Las palabras de Euthanasius en la primera carta a Ieronim germinan creando una duda casi inmediata, revelada por medio de una de las magníficas metaficciones que marcan el texto. Como Eminescu gusta de regocijarse en el arte, si las letras siembran la duda, es la pintura de Francesco, el preceptor de Cezara, la que la capta al vuelo. Esto sucede cuando Ieronim sirve como modelo para La caída de los ángeles y el pintor le pide que cambie su semblante, recordando alguna vez que haya dudado de algo: «Ieronim pensó en la carta de su viejo tío Euthanasius y una sonrisa fría y escéptica le hizo despegar levemente los labios [...] el pincel esbozó a vuela pluma los rasgos de complaciente amargura del oscuro genio infernal» (p. 36). El arte ha convertido al que antes era ángel en demonio.

Francesco, satisfecho por esta belleza y dueño, más que de un pensamiento como el de Euthanasius, de una carnalidad pura, incita a Cezara a que lo ame. La joven no necesita de mucha (digamos ninguna) incitación, pues si Ieronim es representante de la racionalidad, la joven lo es de la pasión. Así, en pocas páginas pasamos de un leve interés por la hermosura de un monje a una completa y desaforada entrega hacia él, digna de cualquier amor-pasión literario, como el de Tristán e Isolda o Lancelot y Ginebra. De hecho, como la figura masculina principal es equiparada al demonio, la bella joven tendrá a su vez imágenes que le cuadren a la perfección: Eva, Venus y Aurora. La agresividad femenina de Cezara, que surge de la pasión, es la de las diosas latinas; su deseo de transgredir el orden dado, el de Eva. Las ilusiones mitológicas esculpidas por el ermitaño son las mismas que las que Eminescu recreará en sus protagonistas. «Intenté plasmar en sus formas la inocencia primitiva, ya que ambos ignoraban todavía lo que era el amor, aunque se querían sin saberlo» (p. 27), dice el sabio sobre su escultura de Adán y Eva, para después, cuando Ieronim duda si siente amor por Cezara, escribirle: «la amas, hijo mío, pero no lo sabes» (p. 46). Ieronim ama a Cezara románticamente, o sea, como un ideal o imagen, como las que crean Euthanasius y Francesco. En oposición a todo este mundo idealista y sumamente platónico, el autor nos presenta al marqués de Castelmare, «pobre de espíritu, pero con un carácter fuerte y decidido», hombre empedernido en desposar a Cezara por su belleza, aun cuando ella lo desprecia.

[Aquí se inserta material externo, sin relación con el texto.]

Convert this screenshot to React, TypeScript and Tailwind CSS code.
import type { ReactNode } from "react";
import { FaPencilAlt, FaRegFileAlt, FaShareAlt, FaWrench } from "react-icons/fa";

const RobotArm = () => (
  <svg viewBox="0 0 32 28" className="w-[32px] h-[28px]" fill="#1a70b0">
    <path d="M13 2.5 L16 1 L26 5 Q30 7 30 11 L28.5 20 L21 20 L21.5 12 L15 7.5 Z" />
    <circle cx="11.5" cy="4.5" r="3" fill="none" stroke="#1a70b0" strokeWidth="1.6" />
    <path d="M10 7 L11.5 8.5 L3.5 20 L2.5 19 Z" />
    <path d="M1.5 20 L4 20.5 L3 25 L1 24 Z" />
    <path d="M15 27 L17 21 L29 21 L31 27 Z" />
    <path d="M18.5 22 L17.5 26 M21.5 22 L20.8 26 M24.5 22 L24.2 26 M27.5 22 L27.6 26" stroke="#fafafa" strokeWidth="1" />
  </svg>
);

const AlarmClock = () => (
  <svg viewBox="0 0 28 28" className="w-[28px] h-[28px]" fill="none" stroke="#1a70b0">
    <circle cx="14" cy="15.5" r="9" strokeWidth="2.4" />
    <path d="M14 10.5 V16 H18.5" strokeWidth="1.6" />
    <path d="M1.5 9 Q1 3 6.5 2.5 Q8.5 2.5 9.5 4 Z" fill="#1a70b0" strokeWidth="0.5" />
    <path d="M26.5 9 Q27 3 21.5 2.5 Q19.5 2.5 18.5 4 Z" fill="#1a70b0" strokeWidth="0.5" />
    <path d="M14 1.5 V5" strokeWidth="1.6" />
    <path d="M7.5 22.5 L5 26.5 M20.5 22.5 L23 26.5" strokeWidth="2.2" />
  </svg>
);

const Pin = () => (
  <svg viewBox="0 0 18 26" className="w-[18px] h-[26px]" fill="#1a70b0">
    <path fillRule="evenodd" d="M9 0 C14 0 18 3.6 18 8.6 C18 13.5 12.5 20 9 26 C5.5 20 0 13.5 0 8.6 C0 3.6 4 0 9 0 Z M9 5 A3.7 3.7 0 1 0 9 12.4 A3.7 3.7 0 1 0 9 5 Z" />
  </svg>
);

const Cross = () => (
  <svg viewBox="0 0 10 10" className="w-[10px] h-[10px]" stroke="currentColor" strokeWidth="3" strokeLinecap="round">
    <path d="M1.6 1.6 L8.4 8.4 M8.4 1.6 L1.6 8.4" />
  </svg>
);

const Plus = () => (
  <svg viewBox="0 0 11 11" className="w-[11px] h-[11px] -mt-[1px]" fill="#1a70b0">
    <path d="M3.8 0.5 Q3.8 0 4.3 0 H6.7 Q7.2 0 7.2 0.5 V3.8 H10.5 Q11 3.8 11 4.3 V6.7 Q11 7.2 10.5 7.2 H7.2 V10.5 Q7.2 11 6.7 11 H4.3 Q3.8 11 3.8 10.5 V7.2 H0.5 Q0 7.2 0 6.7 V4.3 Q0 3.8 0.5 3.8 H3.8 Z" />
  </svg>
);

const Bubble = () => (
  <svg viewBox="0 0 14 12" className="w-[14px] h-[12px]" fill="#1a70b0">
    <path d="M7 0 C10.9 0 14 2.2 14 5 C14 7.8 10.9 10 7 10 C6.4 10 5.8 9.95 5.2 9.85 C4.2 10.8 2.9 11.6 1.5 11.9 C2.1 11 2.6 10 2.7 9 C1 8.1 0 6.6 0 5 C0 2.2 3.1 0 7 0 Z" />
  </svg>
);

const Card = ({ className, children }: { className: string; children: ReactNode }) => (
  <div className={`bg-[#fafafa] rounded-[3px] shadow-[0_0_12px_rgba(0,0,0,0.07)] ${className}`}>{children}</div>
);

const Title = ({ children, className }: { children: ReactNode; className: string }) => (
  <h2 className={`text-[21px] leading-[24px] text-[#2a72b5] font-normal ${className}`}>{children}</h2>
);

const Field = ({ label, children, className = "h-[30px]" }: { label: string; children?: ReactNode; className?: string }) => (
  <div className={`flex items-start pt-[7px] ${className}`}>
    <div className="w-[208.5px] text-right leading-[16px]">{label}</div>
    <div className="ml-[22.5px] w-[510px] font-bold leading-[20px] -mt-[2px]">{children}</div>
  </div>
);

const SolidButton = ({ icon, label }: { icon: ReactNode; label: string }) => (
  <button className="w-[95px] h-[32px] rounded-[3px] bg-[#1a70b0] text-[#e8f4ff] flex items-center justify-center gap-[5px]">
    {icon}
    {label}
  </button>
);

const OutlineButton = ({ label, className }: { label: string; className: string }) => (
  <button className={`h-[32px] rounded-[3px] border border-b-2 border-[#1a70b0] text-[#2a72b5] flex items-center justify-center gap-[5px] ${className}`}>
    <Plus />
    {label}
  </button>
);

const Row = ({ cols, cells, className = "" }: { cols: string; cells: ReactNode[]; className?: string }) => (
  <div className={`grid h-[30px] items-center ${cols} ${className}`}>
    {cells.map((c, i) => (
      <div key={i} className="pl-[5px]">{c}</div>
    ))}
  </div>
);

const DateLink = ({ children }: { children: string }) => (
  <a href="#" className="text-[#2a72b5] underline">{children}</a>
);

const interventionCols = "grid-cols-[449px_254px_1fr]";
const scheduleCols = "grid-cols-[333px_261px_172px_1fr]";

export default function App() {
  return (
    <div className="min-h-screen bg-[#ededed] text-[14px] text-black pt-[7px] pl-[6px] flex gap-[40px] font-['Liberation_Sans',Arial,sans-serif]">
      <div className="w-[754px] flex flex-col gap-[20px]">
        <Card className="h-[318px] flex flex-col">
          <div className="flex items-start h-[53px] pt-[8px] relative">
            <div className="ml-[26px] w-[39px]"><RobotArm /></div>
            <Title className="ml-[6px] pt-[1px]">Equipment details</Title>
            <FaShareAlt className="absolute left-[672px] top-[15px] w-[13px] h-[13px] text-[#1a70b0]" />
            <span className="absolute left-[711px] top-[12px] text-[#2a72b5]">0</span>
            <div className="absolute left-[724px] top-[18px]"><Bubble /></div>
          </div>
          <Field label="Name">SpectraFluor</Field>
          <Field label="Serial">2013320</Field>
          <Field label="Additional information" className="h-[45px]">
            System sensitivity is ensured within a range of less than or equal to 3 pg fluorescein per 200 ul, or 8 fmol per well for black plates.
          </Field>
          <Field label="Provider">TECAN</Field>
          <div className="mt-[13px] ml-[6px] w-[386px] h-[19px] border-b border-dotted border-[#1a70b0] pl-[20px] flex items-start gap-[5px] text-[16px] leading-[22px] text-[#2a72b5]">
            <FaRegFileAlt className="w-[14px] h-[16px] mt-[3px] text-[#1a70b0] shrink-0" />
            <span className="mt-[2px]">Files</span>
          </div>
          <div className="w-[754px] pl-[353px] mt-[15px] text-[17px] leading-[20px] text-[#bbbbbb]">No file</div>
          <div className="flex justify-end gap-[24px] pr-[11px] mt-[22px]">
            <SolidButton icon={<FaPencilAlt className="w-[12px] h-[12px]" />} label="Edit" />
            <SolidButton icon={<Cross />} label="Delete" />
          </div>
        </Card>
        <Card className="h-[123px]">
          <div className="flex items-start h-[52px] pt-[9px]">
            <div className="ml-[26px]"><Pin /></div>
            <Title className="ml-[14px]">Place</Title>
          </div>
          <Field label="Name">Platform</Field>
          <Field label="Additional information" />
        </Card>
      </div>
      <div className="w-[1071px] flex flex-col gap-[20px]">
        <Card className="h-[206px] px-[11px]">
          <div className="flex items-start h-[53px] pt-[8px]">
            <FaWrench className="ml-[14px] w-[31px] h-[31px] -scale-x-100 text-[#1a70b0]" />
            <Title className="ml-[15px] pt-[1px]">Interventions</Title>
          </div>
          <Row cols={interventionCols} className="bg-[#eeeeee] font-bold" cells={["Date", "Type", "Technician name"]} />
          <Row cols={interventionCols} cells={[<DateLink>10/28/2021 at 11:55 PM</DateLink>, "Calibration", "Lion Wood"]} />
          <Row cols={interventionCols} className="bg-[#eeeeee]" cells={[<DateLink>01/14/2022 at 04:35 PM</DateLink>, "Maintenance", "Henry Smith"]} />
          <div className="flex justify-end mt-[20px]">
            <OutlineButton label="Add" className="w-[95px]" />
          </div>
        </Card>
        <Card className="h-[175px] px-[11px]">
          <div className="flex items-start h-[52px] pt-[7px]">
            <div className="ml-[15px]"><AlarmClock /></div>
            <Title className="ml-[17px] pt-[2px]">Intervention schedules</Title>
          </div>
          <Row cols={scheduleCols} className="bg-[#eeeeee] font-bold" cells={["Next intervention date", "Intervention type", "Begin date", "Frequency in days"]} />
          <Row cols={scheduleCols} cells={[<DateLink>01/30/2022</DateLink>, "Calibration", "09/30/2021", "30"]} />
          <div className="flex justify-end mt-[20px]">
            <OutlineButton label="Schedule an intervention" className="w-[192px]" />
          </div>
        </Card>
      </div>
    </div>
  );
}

Finalmente, los amantes se encuentran en la isla de Euthanasius que, convenientemente, ha muerto. Este espacio es, al mismo tiempo, ficción y realidad. Pero, como el bíblico, es efímero: lo destruyen ellos mismos. El deseo de cada personaje -uno mental, otro físico- de crear un mundo distinto al que existe, propio, los lleva a la perdición. Su amor solo podía existir como ideal, pero ellos intentan hacerlo real. De este modo, como Adán y Eva, son expulsados del paraíso al morder la fruta prohibida; como el demonio, son vencidos por San Miguel. El arcángel del Señor se presenta en forma de Castelmare en un final que parece casi surrealista. En medio de una tormenta -entre laberintos narrativos oscuros, súbitamente iluminados por relámpagos que nos orientan sobre qué está pasando en la obra- los amantes desesperados luchan contra el mar por encontrarse. Mueren abrazados, con una fantasía desesperada, imaginada por el cerebro de Ieronim para intentar rescatarse, pero es inútil: Cezara puede leerse como la historia de la ficción que pretende igualarse con el mundo y fracasa.